German scholar of Islamic studies

Lamya Kaddor (born 11 June 1978 in Ahlen) is a German writer and scholar of Islamic studies of Syrian ancestry who has been serving as a member of the German Bundestag since the 2021 elections. She is the founder and chairwoman of the Liberal-Islamic Association (LIB e.V.) and is known for introducing Islamic education into German public schools.

==Early life==
Kaddors arrived in Germany from Syria in 1978.

==Career as teacher==
Together with Rabeya Müller, Kaddor published the first German Qur'an translation for children and adults: "Der Koran für Kinder und Erwachsene". Furthermore, she is the initiator and editor of the first German school book for Islamic education, called "Saphir".

Especially since 2014, Kaddor has been working on the subject of Salafism and Islamism. Five of her former students volunteered for jihad in Syria, which Kaddor perceived as a personal defeat.

Kaddor taught Islamic education in a secondary school in Dinslaken in North-Rhine-Westphalia.

Together with peace activist Tarek Mohamad, Kaddor organized the Nicht mit uns – or Not with us - protest-march in Cologne in June 2017 to make a stand against acts of terror and violence carried out in the name of Islam.

==Political career==
In the negotiations to form a so-called traffic light coalition of the Social Democratic Party (SPD), the Green Party and the Free Democratic Party (FDP) following the 2021 German elections, Kaddor was part of her party's delegation in the working group on homeland security, civil rights and consumer protection, co-chaired by Christine Lambrecht, Konstantin von Notz and Wolfgang Kubicki.

In parliament, Kaddor has been serving on the Committee on Internal Affairs since 2021. In this capacity, she is her parliamentary group's rapporteur on relations with the Middle East.
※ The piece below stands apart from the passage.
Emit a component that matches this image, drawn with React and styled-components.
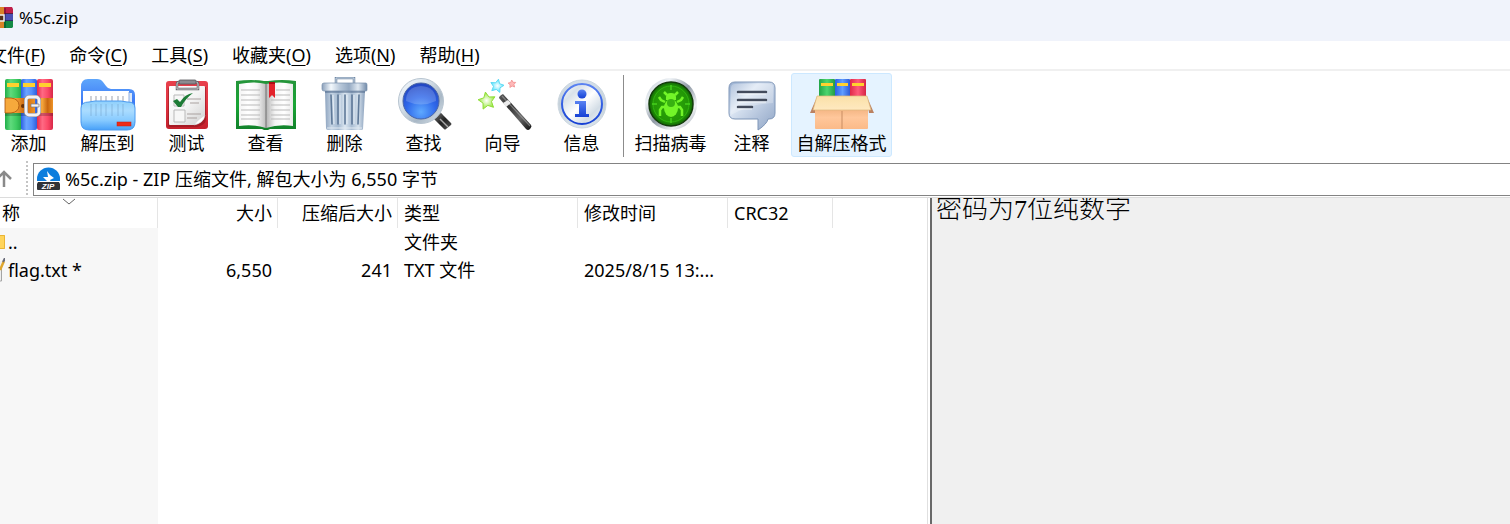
import React from "react";
import styled, { createGlobalStyle } from "styled-components";

const UI = `"Noto Sans", "Noto Sans CJK SC", sans-serif`;

const GlobalStyle = createGlobalStyle`
  *, *::before, *::after { box-sizing: border-box; }
  body {
    margin: 0;
    background: #fff;
    color: #000;
    font-family: ${UI};
    font-size: 18px;
    overflow: hidden;
  }
  button, select { font: inherit; color: inherit; }
`;

const Window = styled.div`
  display: flex;
  flex-direction: column;
  height: 100vh;
  overflow: hidden;
`;

const TitleBar = styled.header`
  display: flex;
  align-items: center;
  gap: 6px;
  flex: none;
  height: 41px;
  padding-bottom: 5px;
  background: #f0f3fb;
`;

const Title = styled.h1`
  margin: 0;
  font-size: 17px;
  font-weight: 400;
  line-height: 24px;
`;

const MenuBar = styled.nav`
  display: flex;
  flex: none;
  gap: 24px;
  height: 30px;
  margin-left: -11px;
  border-bottom: 2px solid #f0f0f0;
`;

const MenuItem = styled.button`
  flex: none;
  padding: 0;
  border: 0;
  background: none;
  line-height: 28px;
  white-space: nowrap;

  u {
    text-decoration-thickness: 1px;
    text-underline-offset: 3px;
  }
`;

const ToolBar = styled.div`
  display: flex;
  align-items: flex-start;
  flex: none;
  height: 90px;
  padding-top: 2px;
  margin-left: -11px;
`;

const ToolButton = styled.button`
  display: flex;
  flex-direction: column;
  align-items: center;
  flex: none;
  width: ${(p) => p.$width || 79}px;
  padding: 3px 0 1px;
  border: 1px solid ${(p) => (p.$hot ? "#cce8ff" : "transparent")};
  border-radius: 3px;
  background: ${(p) => (p.$hot ? "#e5f3ff" : "none")};
  line-height: 24px;
  white-space: nowrap;

  svg { display: block; }
`;

const Separator = styled.div`
  flex: none;
  width: 1px;
  height: 82px;
  margin: 2px 5px 0 2px;
  background: #8c8c8c;
`;

const AddressRow = styled.div`
  display: flex;
  align-items: stretch;
  flex: none;
  height: 37px;
  border-bottom: 1px solid #dcdcdc;
`;

const UpButton = styled.button`
  display: flex;
  align-items: center;
  width: 26px;
  padding: 0;
  border: 0;
  background: none;
`;

const Grip = styled.div`
  width: 2px;
  margin-right: 5px;
  background: repeating-linear-gradient(#c4c4c4 0 2px, #fff 2px 4px);
`;

const AddressBox = styled.label`
  display: flex;
  align-items: center;
  flex: 1;
  gap: 5px;
  margin: 2px 0 1px;
  padding: 0 0 2px 3px;
  border: 1px solid #838383;
  border-right: 0;
`;

const AddressSelect = styled.select`
  flex: 1;
  min-width: 0;
  padding: 0;
  border: 0;
  appearance: none;
  background: none;
  line-height: 28px;
`;

const Main = styled.main`
  display: flex;
  flex: 1;
  min-height: 0;
`;

const ListPane = styled.section`
  flex: 0 0 928px;
  border-right: 1px solid #e0e0e0;
`;

const FileTable = styled.table`
  width: 833px;
  height: 100%;
  table-layout: fixed;
  border-collapse: separate;
  border-spacing: 0;
`;

const HeaderCell = styled.th`
  height: 30px;
  padding: ${(p) => (p.$first ? "0 0 0 2px" : "0 5px 0 6px")};
  border-right: 1px solid #e5e5e5;
  font-weight: 400;
  line-height: 30px;
  text-align: ${(p) => (p.$right ? "right" : "left")};
  white-space: nowrap;
`;

const NameHeading = styled.div`
  position: relative;
  display: flex;
  height: 30px;
  overflow: hidden;

  span { margin-left: -18px; }
  svg {
    position: absolute;
    top: 0;
    left: 60px;
  }
`;

const Row = styled.tr`
  height: ${(p) => (p.$fill ? "auto" : "28px")};
`;

const Cell = styled.td`
  padding: 0 6px;
  overflow: hidden;
  line-height: 28px;
  text-align: ${(p) => (p.$right ? "right" : "left")};
  text-overflow: ellipsis;
  white-space: nowrap;
`;

const NameCell = styled(Cell)`
  padding: 0;
  background: #f7f7f7;
`;

const FileName = styled.div`
  display: flex;
  align-items: center;
  gap: 3px;
  height: 28px;
`;

const CommentPane = styled.aside`
  flex: 1;
  margin-left: 2px;
  padding-left: 4px;
  overflow: hidden;
  border-left: 2px solid #696969;
  background: #f0f0f0;
`;

const Comment = styled.p`
  margin: 0;
  font-family: "Liberation Serif", "Noto Sans CJK SC", serif;
  font-size: 26px;
  font-weight: 300;
  line-height: 24px;
`;

const Gradient = ({ id, stops, flat, diagonal }) => (
  <linearGradient id={id} x1="0" y1="0" x2={flat || diagonal ? 1 : 0} y2={flat ? 0 : 1}>
    {stops.map((c, i) => (
      <stop key={i} offset={i / (stops.length - 1)} stopColor={c} />
    ))}
  </linearGradient>
);

const Icon = ({ children }) => (
  <svg width="64" height="54" viewBox="0 0 64 54" aria-hidden="true">
    {children}
  </svg>
);

const AddIcon = () => (
  <Icon>
    <defs>
      <Gradient id="aG" flat stops={["#1fae49", "#5fda7c", "#3fcb62", "#22a547"]} />
      <Gradient id="aB" flat stops={["#2c5fe4", "#6ba4ff", "#5590fb", "#2e5fdc"]} />
      <Gradient id="aR" flat stops={["#e52a4b", "#ff6a84", "#fb4a68", "#d82848"]} />
      <Gradient id="aBelt" flat stops={["#f0982c", "#f4a53c", "#c8660f", "#ee9428"]} />
    </defs>
    <rect x="8" y="2" width="17" height="51" rx="2" fill="url(#aG)" />
    <rect x="24" y="2" width="16" height="51" rx="2" fill="url(#aB)" />
    <rect x="40" y="2" width="16" height="51" rx="2" fill="url(#aR)" />
    <path d="M10 6h12v4H10zM26 6h12v4H26zM42 6h12v4H42z" fill="#ffd12e" />
    <path d="M8 36h48v3H8z" fill="#000" opacity=".2" />
    <path d="M40 21h16v15H40z" fill="url(#aBelt)" />
    <path d="M8 21h30v15H8z" fill="url(#aBelt)" />
    <path d="M8 21h6q8 1 8 7.500t-8 7.500H8z" fill="#f6a93c" stroke="#a85208" strokeWidth=".8" />
    <circle cx="26" cy="29" r="2" fill="#6a3207" />
    <rect x="29" y="20" width="13" height="18" rx="3" fill="none" stroke="#8b8b93" strokeWidth="4" />
    <rect x="29" y="20" width="13" height="18" rx="3" fill="none" stroke="#f2f2f5" strokeWidth="2.800" />
    <path d="M34 27h8v3h-8z" fill="#f4f4f6" stroke="#77777f" strokeWidth=".7" />
  </Icon>
);

const ExtractIcon = () => (
  <Icon>
    <defs>
      <Gradient id="eBack" stops={["#5ea6fb", "#3f7cf6", "#2763e4"]} />
      <Gradient id="eFront" stops={["#8fd0fb", "#aadcff", "#87caff", "#47a0f8"]} />
    </defs>
    <path d="M5 10q0-8 7-8h9q4 0 6 3l3 4q2 3 5 3h18q6 0 6 6v28H5z" fill="url(#eBack)" />
    <path d="M7 14h46v22H7z" fill="#fff" />
    <path d="M53 16h3v20h-3z" fill="#dce8f6" />
    <path d="M53 15v20" stroke="#8eaee2" strokeWidth="1" />
    <path d="M15 19v7M20 19v7M25 19v7M30 19v7M36 19v7M42 19v7M47 19v7" stroke="#b4b8c0" strokeWidth="1.300" />
    <path d="M5 31q0-6 8-6l6-1h26l6 1h1q7 0 7 6v14q0 8-8 8H13q-8 0-8-8z" fill="url(#eFront)" stroke="#4a9af0" strokeWidth="1" />
    <path d="M15 27v12M20 27v12M25 27v12M30 27v12M36 27v12M42 27v12M47 27v12" stroke="#719fc8" strokeWidth="1.300" opacity=".4" />
    <rect x="41" y="45" width="14" height="4" fill="#ee2a17" stroke="#c81e10" strokeWidth=".5" />
  </Icon>
);

const TestIcon = () => (
  <Icon>
    <defs>
      <Gradient id="tR" stops={["#e8404c", "#e03340", "#c4202c"]} />
      <Gradient id="tP" diagonal stops={["#fff", "#f4f4f4", "#cfcfcf"]} />
    </defs>
    <rect x="11" y="4" width="42" height="48" rx="3" fill="url(#tR)" />
    <path d="M15 10h36v32q0 6-9 8H15q-2 0-2-2V12q0-2 2-2z" fill="#7b1118" opacity=".45" />
    <path d="M15 9h34q1 0 1 1v28q-1 8-11 10H15q-1 0-1-1V10q0-1 1-1z" fill="url(#tP)" />
    <path d="M39 48q3-5 11-10-1 8-11 10z" fill="#fff" stroke="#c4c4c4" strokeWidth=".5" />
    <path d="M22 12V7q0-2 2-2h17q2 0 2 2v5z" fill="none" stroke="#68686d" strokeWidth="2.500" />
    <path d="M22 12V7q0-2 2-2h17q2 0 2 2v5z" fill="none" stroke="#c8c8cc" strokeWidth="1" />
    <rect x="24" y="3" width="17" height="4" rx="1" fill="#8b8b90" stroke="#55555b" strokeWidth=".8" />
    <path d="M19 18h10v11H19zM19 33h11v12H19z" fill="#f7f7f7" stroke="#b9b9b9" strokeWidth="1" />
    <path d="M32 22h14M35 26h9M32 37h14M32 41h10" stroke="#aaa2a0" strokeWidth="1.200" />
    <path d="M18 24l4-2 3 3q5-8 13-9-7 5-12 14h-3z" fill="#1d7b36" />
  </Icon>
);

const ViewIcon = () => (
  <Icon>
    <defs>
      <Gradient id="vL" flat stops={["#f4f4f4", "#fff", "#f5f5f5", "#bdbdbd"]} />
      <Gradient id="vR" flat stops={["#b4b4b4", "#f4f4f4", "#fff", "#e9e9e9"]} />
      <Gradient id="vG" stops={["#25943a", "#19a535", "#11802a"]} />
    </defs>
    <path d="M2 4q16-2 28 0h4q14-2 28 0v48H36l-2 1h-4l-2-1H2z" fill="url(#vG)" />
    <path d="M5 7q15-3 27 0v44q-12-4-27-2z" fill="url(#vL)" />
    <path d="M32 7q13-3 27 0v42q-14-2-27 2z" fill="url(#vR)" />
    <path d="M32 7v44" stroke="#737373" strokeWidth="1" />
    <path d="M7 13h19M7 18h19M7 23h19M7 28h19M7 33h19M7 38h19M7 42h19M37 18h19M37 23h19M37 28h19M37 33h19M37 38h19M37 42h19M42 13h14" stroke="#b9b9b9" strokeWidth="1" />
    <path d="M35 5h6v16l-3-3-3 3z" fill="#e3222b" />
    <path d="M35 5h6v2h-6z" fill="#a90f16" />
  </Icon>
);

const DeleteIcon = () => (
  <Icon>
    <defs>
      <Gradient id="dB" flat stops={["#8ea4bf", "#c4d3e3", "#a3b8cf", "#dce7f1", "#a9bdd3", "#d5e1ec", "#8ba1bd"]} />
      <Gradient id="dL" flat stops={["#8ba0bb", "#f3f8fc", "#b8c8da", "#94a9c2", "#dfe8f1", "#718aa9"]} />
    </defs>
    <path d="M23 6V1h18v5" fill="none" stroke="#7188a5" strokeWidth="2.500" />
    <path d="M23 6V1h18v5" fill="none" stroke="#c9d6e3" strokeWidth="1" />
    <path d="M12 14h40l-2 38q0 1-2 1H15q-2 0-2-2z" fill="url(#dB)" />
    <path d="M18 18l1 29M25 18v29M32 18v29M39 18v29M46 18l-1 29" stroke="#5f7998" strokeWidth="1.600" strokeLinecap="round" />
    <path d="M20 18l1 29M27 18v29M34 18v29M41 18v29" stroke="#e6eef6" strokeWidth="1" />
    <path d="M11 6h42q1 0 1 2v5q0 1-1 1H11q-2 0-2-2V8q0-2 2-2z" fill="url(#dL)" stroke="#7890ad" strokeWidth=".7" />
    <path d="M12 14h40v2H12z" fill="#445f82" opacity=".45" />
    <path d="M14 51h35" stroke="#e1eaf2" strokeWidth="1" />
  </Icon>
);

const FindIcon = () => (
  <Icon>
    <defs>
      <radialGradient id="fG" cx=".5" cy=".8" r=".75">
        <stop offset="0" stopColor="#5ea9ff" />
        <stop offset=".55" stopColor="#2f68ea" />
        <stop offset="1" stopColor="#2348c4" />
      </radialGradient>
      <Gradient id="fR" diagonal stops={["#f4f8fc", "#dce6ee", "#a9b8c6", "#dce5ed"]} />
      <Gradient id="fH" diagonal stops={["#777", "#222", "#555"]} />
    </defs>
    <path d="M43 38l4-4 4 4-4 5z" fill="#9ba6af" />
    <path d="M42 42l7-6 10 10q1 1 0 2l-5 4q-1 1-2 0z" fill="url(#fH)" />
    <path d="M48 42l8 8" stroke="#aaa" strokeWidth="1.500" />
    <circle cx="29" cy="24" r="22.500" fill="url(#fR)" stroke="#b7c4d0" strokeWidth="1" />
    <circle cx="29" cy="24" r="18" fill="url(#fG)" stroke="#4a66a6" strokeWidth="1" />
    <path d="M14 24q0-14 15-15 15 1 15 15-15 7-30 0z" fill="#fff" opacity=".18" />
  </Icon>
);

const Star = ({ x, y, size, turn, fill, edge }) => {
  const pts = Array.from({ length: 10 }, (_, i) => {
    const a = ((i * 36 - 90 + turn) * Math.PI) / 180;
    const r = i % 2 ? size * 0.5 : size;
    return `${(x + r * Math.cos(a)).toFixed(1)},${(y + r * Math.sin(a)).toFixed(1)}`;
  }).join(" ");
  return <polygon points={pts} fill={fill} stroke={edge} strokeWidth="1" strokeLinejoin="round" />;
};

const WizardIcon = () => (
  <Icon>
    <defs>
      <radialGradient id="wG">
        <stop offset="0" stopColor="#fff" />
        <stop offset="1" stopColor="#95e838" />
      </radialGradient>
      <radialGradient id="wC">
        <stop offset="0" stopColor="#fff" />
        <stop offset="1" stopColor="#58e2fb" />
      </radialGradient>
      <Gradient id="wW" diagonal stops={["#5c5c5c", "#333", "#666", "#111"]} />
    </defs>
    <Star x={16} y={24} size={9} turn={-10} fill="url(#wG)" edge="#8fdd38" />
    <Star x={26} y={9} size={7} turn={12} fill="url(#wC)" edge="#5cdaf5" />
    <Star x={41} y={7} size={4} turn={-5} fill="#ffb8b8" edge="#f49a9a" />
    <path d="M32 17l28 31q1 2-1 4t-4 0L28 21q0-2 4-4z" fill="url(#wW)" />
    <path d="M31 19l28 30" stroke="#a8a8a8" strokeWidth="1.200" opacity=".6" />
    <path d="M37 23l3 3-5 4-3-4z" fill="#ebebeb" />
  </Icon>
);

const InfoIcon = () => (
  <Icon>
    <defs>
      <Gradient id="iO" stops={["#d5e0e9", "#c4d0d9", "#dbe5ec"]} />
      <Gradient id="iI" diagonal stops={["#fff", "#d9e2ea", "#fff", "#d3dde6", "#f5f8fb"]} />
      <Gradient id="iB" stops={["#5b83f2", "#3460e3", "#1741d4"]} />
    </defs>
    <circle cx="32" cy="27" r="24" fill="url(#iO)" stroke="#cbd6df" strokeWidth="1" />
    <circle cx="32" cy="27" r="20" fill="url(#iI)" stroke="url(#iB)" strokeWidth="2" />
    <circle cx="32" cy="17" r="4.500" fill="url(#iB)" />
    <path d="M25 24h11v13h3v3H25v-3h4V27h-4z" fill="url(#iB)" />
  </Icon>
);

const VirusIcon = () => (
  <Icon>
    <defs>
      <Gradient id="sR" diagonal stops={["#b9c2cc", "#eef2f6", "#8f99a5", "#f2f4f6", "#939ca6"]} />
      <radialGradient id="sG">
        <stop offset="0" stopColor="#2eab0a" />
        <stop offset=".8" stopColor="#229506" />
        <stop offset="1" stopColor="#116804" />
      </radialGradient>
    </defs>
    <circle cx="32" cy="27" r="26" fill="url(#sR)" />
    <circle cx="32" cy="27" r="22" fill="url(#sG)" stroke="#143b0c" strokeWidth="1.500" />
    <circle cx="32" cy="27" r="18" fill="none" stroke="#30b40f" strokeWidth="1" />
    <path d="M32 8v5M32 41v5M13 27h5M46 27h5" stroke="#46cf1c" strokeWidth="1.500" />
    <path d="M27 20q0-4 5-4t5 4v3H27z" fill="#72f528" />
    <path d="M28 18l-3-3M36 18l3-3M26 25l-4-2-2-3M38 25l4-2 2-3M26 30h-3l-2 3v6M38 30h3l2 3v6" fill="none" stroke="#72f528" strokeWidth="2.500" />
    <ellipse cx="32" cy="31" rx="7" ry="9" fill="#72f528" />
    <circle cx="32" cy="26" r="4" fill="#38b212" />
  </Icon>
);

const CommentIcon = () => (
  <Icon>
    <defs>
      <Gradient id="cB" diagonal stops={["#92aacd", "#dde7f4", "#b4c4dc", "#8fa5c5"]} />
    </defs>
    <path d="M15 5h34q6 0 6 6v25q0 6-6 6h-1q-1 5-10 11V42H15q-6 0-6-6V11q0-6 6-6z" fill="url(#cB)" stroke="#7f96b8" strokeWidth="1" />
    <path d="M15 7h34q4 0 4 3v16Q31 27 11 38V11q0-4 4-4z" fill="#fff" opacity=".25" />
    <path d="M18 15h28M18 23h28M18 30h14" stroke="#434b5c" strokeWidth="2.500" strokeLinecap="round" />
    <path d="M18 17h28M18 25h28M18 32h14" stroke="#fff" strokeWidth="1" opacity=".7" />
  </Icon>
);

const SfxIcon = () => (
  <Icon>
    <defs>
      <Gradient id="xG" flat stops={["#22a547", "#4cd56e", "#239d46"]} />
      <Gradient id="xB" flat stops={["#2c5fe4", "#609dff", "#2e5bd6"]} />
      <Gradient id="xR" flat stops={["#e02848", "#ff5a7a", "#d62444"]} />
      <Gradient id="xF" stops={["#efae7a", "#ffc79b", "#fbba88"]} />
      <Gradient id="xT" stops={["#fae0a8", "#ffe9c0"]} />
    </defs>
    <path d="M7 20L5 36H0zM57 20l2 16h5z" fill="#bb8161" />
    <rect x="9" y="2" width="16" height="24" rx="1" fill="url(#xG)" />
    <rect x="25" y="2" width="15" height="24" rx="1" fill="url(#xB)" />
    <rect x="40" y="2" width="16" height="24" rx="1" fill="url(#xR)" />
    <path d="M11 6h12v3H11zM27 6h11v3H27zM42 6h12v3H42z" fill="#ffd12e" />
    <path d="M5 29h53v22q0 1-1 1H6q-1 0-1-1z" fill="url(#xF)" />
    <path d="M32 34v18" stroke="#c98d62" strokeWidth="1" />
    <path d="M7 19h50l4 14H3z" fill="url(#xT)" stroke="#deb77c" strokeWidth=".7" />
  </Icon>
);

const AppIcon = () => (
  <svg width="13" height="22" viewBox="0 0 13 22" aria-hidden="true">
    <path d="M0 0h12l1 2v5H0z" fill="#c01f4a" />
    <path d="M0 7h13v7H0z" fill="#4b50b4" />
    <path d="M0 14h13v6l-1 1H0z" fill="#148a45" />
    <path d="M5 1v20" stroke="#000" strokeWidth="1" opacity=".5" />
    <path d="M5 6.500h8M5 13.500h8" stroke="#1c1c3c" opacity=".6" />
    <path d="M0 0h4v21H0z" fill="#d98328" />
    <path d="M0 8h4v6H0" fill="#553018" stroke="#eee" strokeWidth="1.500" />
  </svg>
);

const UpArrow = () => (
  <svg width="13" height="20" viewBox="0 0 13 20" aria-hidden="true">
    <path d="M4 18V3M-3 10l7-7 7 7" fill="none" stroke="#8a8a8a" strokeWidth="2.500" />
  </svg>
);

const ZipIcon = () => (
  <svg width="23" height="24" viewBox="0 0 23 24" aria-hidden="true">
    <path d="M0 14V12a11.500 11.500 0 0 1 23 0v2z" fill="#0b7ddd" />
    <path d="M10 4l3 4 4 3-4 2 1 2h-3l-5-5h5z" fill="#fff" />
    <path d="M1 15h21l1 2v5q0 1-1 1H1q-1 0-1-1v-5z" fill="#303236" />
    <text x="11" y="22" fill="#fff" fontSize="8" fontWeight="700" fontStyle="italic" textAnchor="middle" fontFamily="Liberation Sans, sans-serif">ZIP</text>
  </svg>
);

const FolderIcon = () => (
  <svg width="5" height="16" viewBox="0 0 5 16" aria-hidden="true">
    <path d="M0 1h5v14H0z" fill="#ffd45a" />
    <path d="M0 1.500h4.500v13H0" fill="none" stroke="#e9b435" />
  </svg>
);

const TextFileIcon = () => (
  <svg width="5" height="24" viewBox="0 0 5 24" aria-hidden="true">
    <path d="M0 3h2v20H0z" fill="#eee" />
    <path d="M1.500 9v14H0" fill="none" stroke="#a5a5a5" />
    <path d="M4 3L0 12" stroke="#dfa62b" strokeWidth="2.500" />
    <path d="M5 0L3 4" stroke="#696b79" strokeWidth="2" />
  </svg>
);

const menus = [
  ["文件", "F"],
  ["命令", "C"],
  ["工具", "S"],
  ["收藏夹", "O"],
  ["选项", "N"],
  ["帮助", "H"],
];

const archiveTools = [
  ["添加", AddIcon],
  ["解压到", ExtractIcon],
  ["测试", TestIcon],
  ["查看", ViewIcon],
  ["删除", DeleteIcon],
  ["查找", FindIcon],
  ["向导", WizardIcon],
  ["信息", InfoIcon],
];

const extraTools = [
  { label: "扫描病毒", Art: VirusIcon, width: 83 },
  { label: "注释", Art: CommentIcon, width: 79 },
  { label: "自解压格式", Art: SfxIcon, width: 101, hot: true },
];

const files = [
  { name: "..", Art: FolderIcon, size: "", packed: "", type: "文件夹", time: "" },
  { name: "flag.txt *", Art: TextFileIcon, size: "6,550", packed: "241", type: "TXT 文件", time: "2025/8/15 13:..." },
];

export default function App() {
  return (
    <Window>
      <GlobalStyle />
      <TitleBar>
        <AppIcon />
        <Title>%5c.zip</Title>
      </TitleBar>
      <MenuBar>
        {menus.map(([name, key]) => (
          <MenuItem key={key} type="button">
            {name}(<u>{key}</u>)
          </MenuItem>
        ))}
      </MenuBar>
      <ToolBar role="toolbar">
        {archiveTools.map(([label, Art]) => (
          <ToolButton key={label} type="button">
            <Art />
            {label}
          </ToolButton>
        ))}
        <Separator />
        {extraTools.map(({ label, Art, width, hot }) => (
          <ToolButton key={label} type="button" $width={width} $hot={hot}>
            <Art />
            {label}
          </ToolButton>
        ))}
      </ToolBar>
      <AddressRow>
        <UpButton type="button" aria-label="向上">
          <UpArrow />
        </UpButton>
        <Grip />
        <AddressBox>
          <ZipIcon />
          <AddressSelect aria-label="路径">
            <option>%5c.zip - ZIP 压缩文件, 解包大小为 6,550 字节</option>
          </AddressSelect>
        </AddressBox>
      </AddressRow>
      <Main>
        <ListPane>
          <FileTable>
            <colgroup>
              <col width="158" />
              <col width="120" />
              <col width="120" />
              <col width="180" />
              <col width="150" />
              <col width="105" />
            </colgroup>
            <thead>
              <tr>
                <HeaderCell $first>
                  <NameHeading>
                    <span>名称</span>
                    <svg width="14" height="8" viewBox="0 0 14 8" aria-hidden="true">
                      <path d="M1 1l6 5 6-5" fill="none" stroke="#666" />
                    </svg>
                  </NameHeading>
                </HeaderCell>
                <HeaderCell $right>大小</HeaderCell>
                <HeaderCell $right>压缩后大小</HeaderCell>
                <HeaderCell>类型</HeaderCell>
                <HeaderCell>修改时间</HeaderCell>
                <HeaderCell>CRC32</HeaderCell>
              </tr>
            </thead>
            <tbody>
              {files.map(({ name, Art, size, packed, type, time }) => (
                <Row key={name}>
                  <NameCell>
                    <FileName>
                      <Art />
                      {name}
                    </FileName>
                  </NameCell>
                  <Cell $right>{size}</Cell>
                  <Cell $right>{packed}</Cell>
                  <Cell>{type}</Cell>
                  <Cell>{time}</Cell>
                  <Cell />
                </Row>
              ))}
              <Row $fill>
                <NameCell />
                <Cell colSpan={5} />
              </Row>
            </tbody>
          </FileTable>
        </ListPane>
        <CommentPane>
          <Comment>密码为7位纯数字</Comment>
        </CommentPane>
      </Main>
    </Window>
  );
}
In the negotiations to form a coalition government of the Christian Democratic Union (CDU) and the Green Party under Minister-President of North Rhine-Westphalia Hendrik Wüst following the 2022 state elections, Kaddor was part of her party's delegation in the working group on education.

==Other activities==
- Federal Agency for Civic Education (BPB), Member of the Board of Trustees (since 2022)
- Memorial to the Murdered Jews of Europe Foundation, Member of the Board of Trustees (since 2022)
- Islamkolleg Deutschland (IKD), Member of the Advisory Board (since 2021)

==Political positions==
When Hans-Peter Friedrich said at his first news conference as Federal Minister of the Interior in 2011 that "Islam in Germany is not something substantiated by history at any point" and that Islam did not play a major role in German culture, Kaddor responded that "such statements are not only politically and historically wrong, I think they are dangerous".